Cid repetiu que nunca ouviu de Bolsonaro algo do tipo: “‘Temos que achar uma fraude’ ou ‘Precisamos forjar algo para decretar alguma coisa’”. “Não havia esse tipo de condicionante explícito da parte dele”, completou.
Ramagem
Em seguida, Moraes interrogou Alexandre Ramagem, deputado federal e ex-diretor da Abin (Agência Brasileira de Inteligência).
Ramagem negou ter participado da divulgação de documentos com críticas ao sistema eleitoral brasileiro.
Ele afirmou que o material atribuído a ele, contendo informações falsas sobre a empresa Positivo e desconfianças sobre as urnas eletrônicas, era um “documento privado” com “opiniões pessoais” que jamais foram compartilhadas oficialmente.
O conteúdo apresenta uma narrativa voltada a desacreditar o processo eleitoral brasileiro e as urnas eletrônicas.

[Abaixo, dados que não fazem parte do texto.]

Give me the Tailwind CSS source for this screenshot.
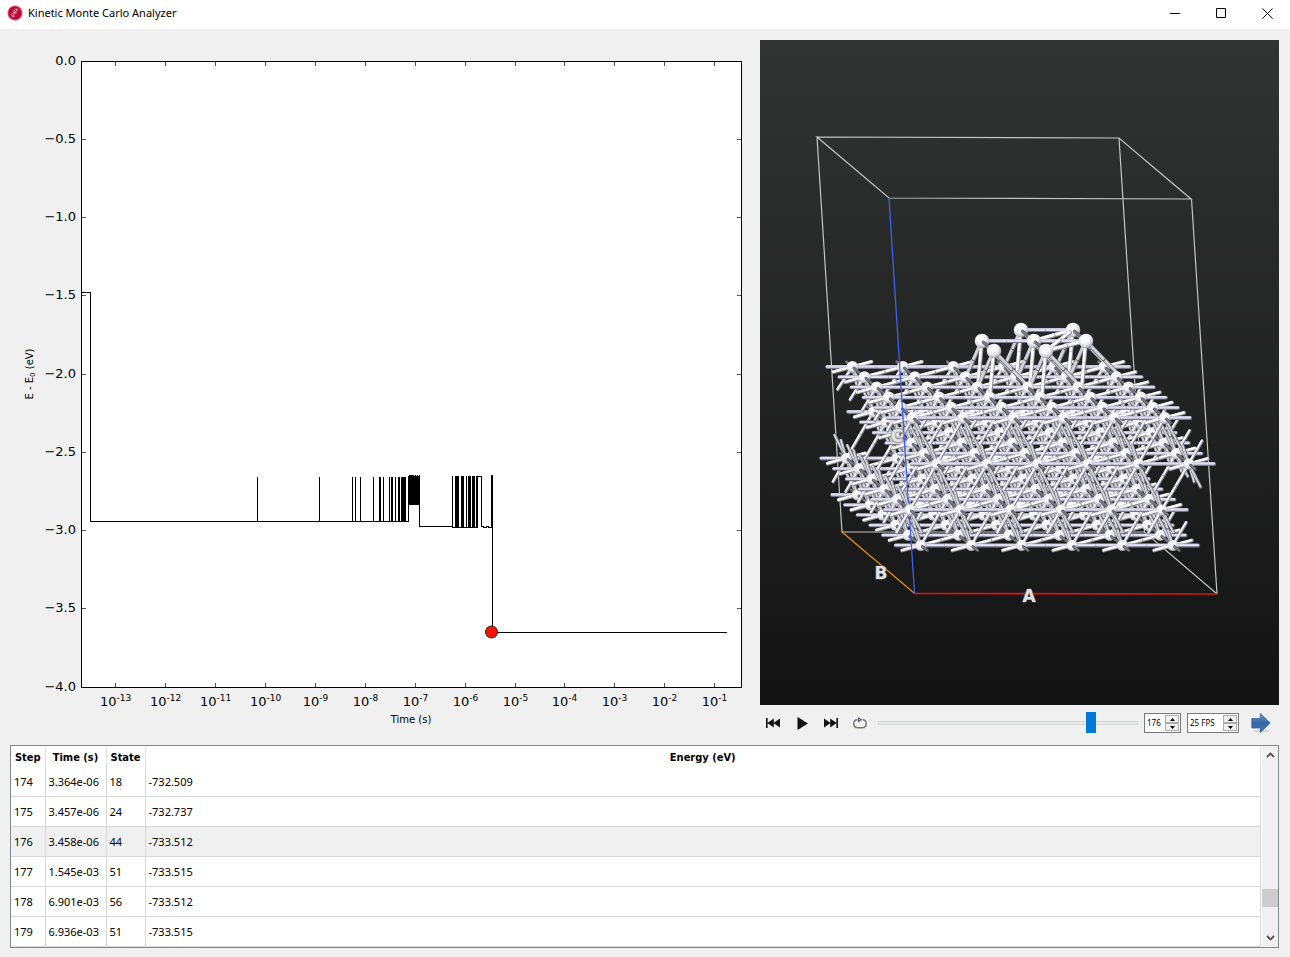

“Tudo o que coloquei nesse documento são anotações pessoais, privadas. Não houve difusão ou encaminhamento. Era algo meu, com opiniões privadas, não oficiais. Não foi compartilhado com ninguém”, afirmou Ramagem.
Dinâmica
As audiências estão sendo realizadas presencialmente na Corte. A única exceção é o interrogatório do general Walter Braga Netto, que será feito por videoconferência, já que o militar está preso.
Estão autorizados a acompanhar os trabalhos o procurador-geral da República, Paulo Gonet, e os ministros da Primeira Turma: Flávio Dino, Luiz Fux, Cármen Lúcia e Cristiano Zanin.
Nesta fase processual, os questionamentos seguem a seguinte ordem: primeiro fala o juiz instrutor, ministro Alexandre de Moraes; depois, o procurador-geral da República; e, por fim, as defesas dos corréus — sempre seguindo a ordem alfabética dos réus.
À frente de Moraes, há uma mesa com dois lugares, onde se sentam o réu da vez e seu advogado. Atrás, foram organizadas oito mesas individuais, separadas por cerca de um palmo, para acomodar os demais réus e seus advogados.
Nas fileiras anteriores, podem se posicionar outras bancas de advogados. Nas laterais superiores da sala, à direita e à esquerda, estão os profissionais da imprensa.